İnsan gençken okuduğunu başkasının bir macerası ya da edebiyattan biraz anlıyorsa güzel anlatımı ve dili çok güzel kullanmasına bir hayranlık duyup okuyor. Yaş aldıkça okuduğunuz hiçbir şeyin orijinal olmadığını sadece anlatımın orijinal olduğunu anlıyorsunuz. Kendinizle daha çok bağlantı kuruyorsunuz insanlar belli bir yaştan sonra haldur huldur çalışma ortamından çıktıktan sonra gençliğini, çocukluğunu daha çok anmaya başlıyor. Tecrübe birikimi o kitaplarla bütünleşip büyüyor.
Tabi bazı kitaplar da müthiş bir bilgi katıyor.
Mesela...
Rosa Lüxemburg'un mektuplarından oluşan kitap, Mehmet Uzun'un Kader Kuyusu o mesela, beni kendi biyografimle kuyunun içine tamamen çekti. Bunun beğenmekle veya beğenmemekle anlatamazsınız onu yaşadığımı söyleyebilirim yaşadım ve dolayısıyla onu uzun yazamadım çok buruk kaldım.

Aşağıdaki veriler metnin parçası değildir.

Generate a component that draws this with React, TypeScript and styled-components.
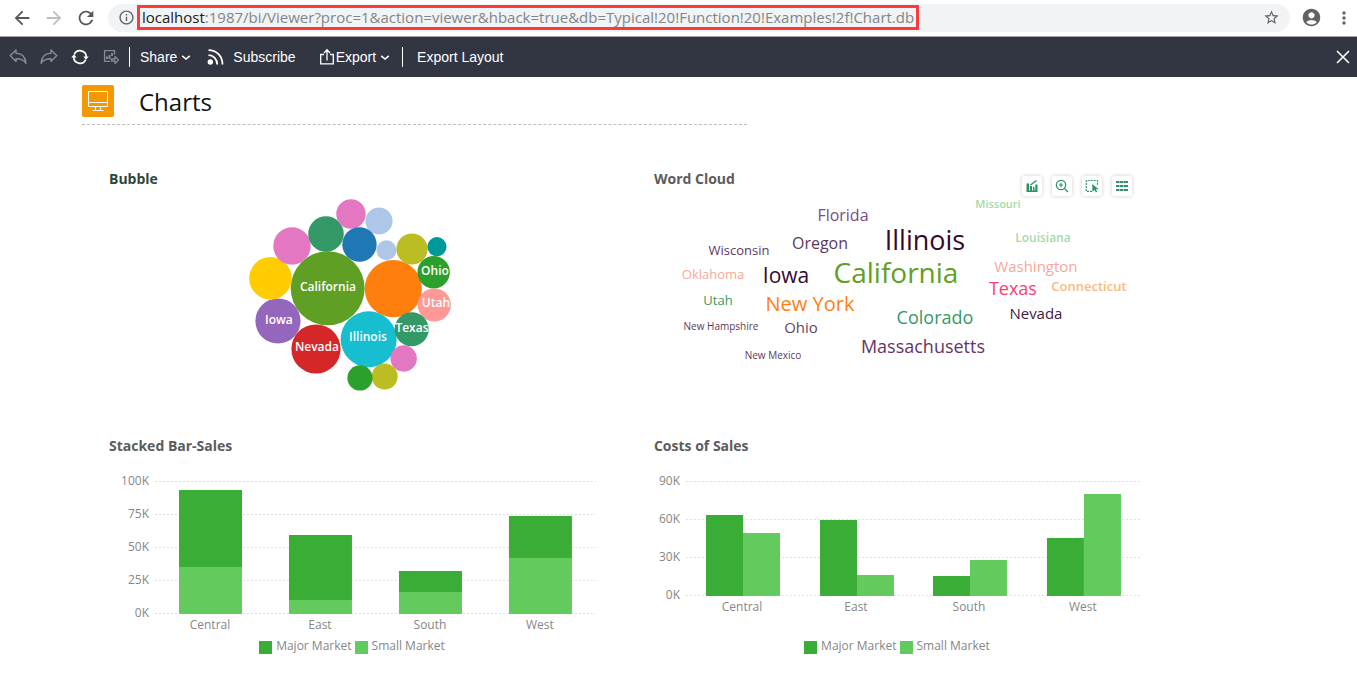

"Her kitap yeni bir bakış açısı"
Kaç yazar var biraz anlatır mısınız?
35 yazar 45 kitap var, bazı yazarların birden fazla kitabını yazdım. Bunların bazıları anlatım olarak çok kuvvetli. Mesela Selçuk Altun'un Bizans Sultanı... Genç yazarlardan Sine Ergun, Sibel Türker, Kerem Eksen örneğinde yalnızlık hissi benim neslimin tanımadığı bir şekilde veriliyor... Farklı anlatım gücü... Etkilendim. Yazarlardan 11'i iyi tanıdığım kişiler: Nükhet Kardam, Ergün Kuzenk, Selahattin Demirtaş, Osman Ulagay, Zeynep Oral, Emine Uşakligil, Kerem Eksen, Nurdan Arca ve Zakarya Mildanoğlu... Irmak Zileli, Mehmet Uzun... ve eski cezaevi arkadaşım Sevgi Soysal... yazılarımın kendimi de kapsaması kaçınılmaz oluyor bu durumda. Her kitapla yeni bir bakış açısı kazanıyor insan ve özellikle bir takım duyguları yeniden kuvvetle yaşatanlar kalıcı oluyor.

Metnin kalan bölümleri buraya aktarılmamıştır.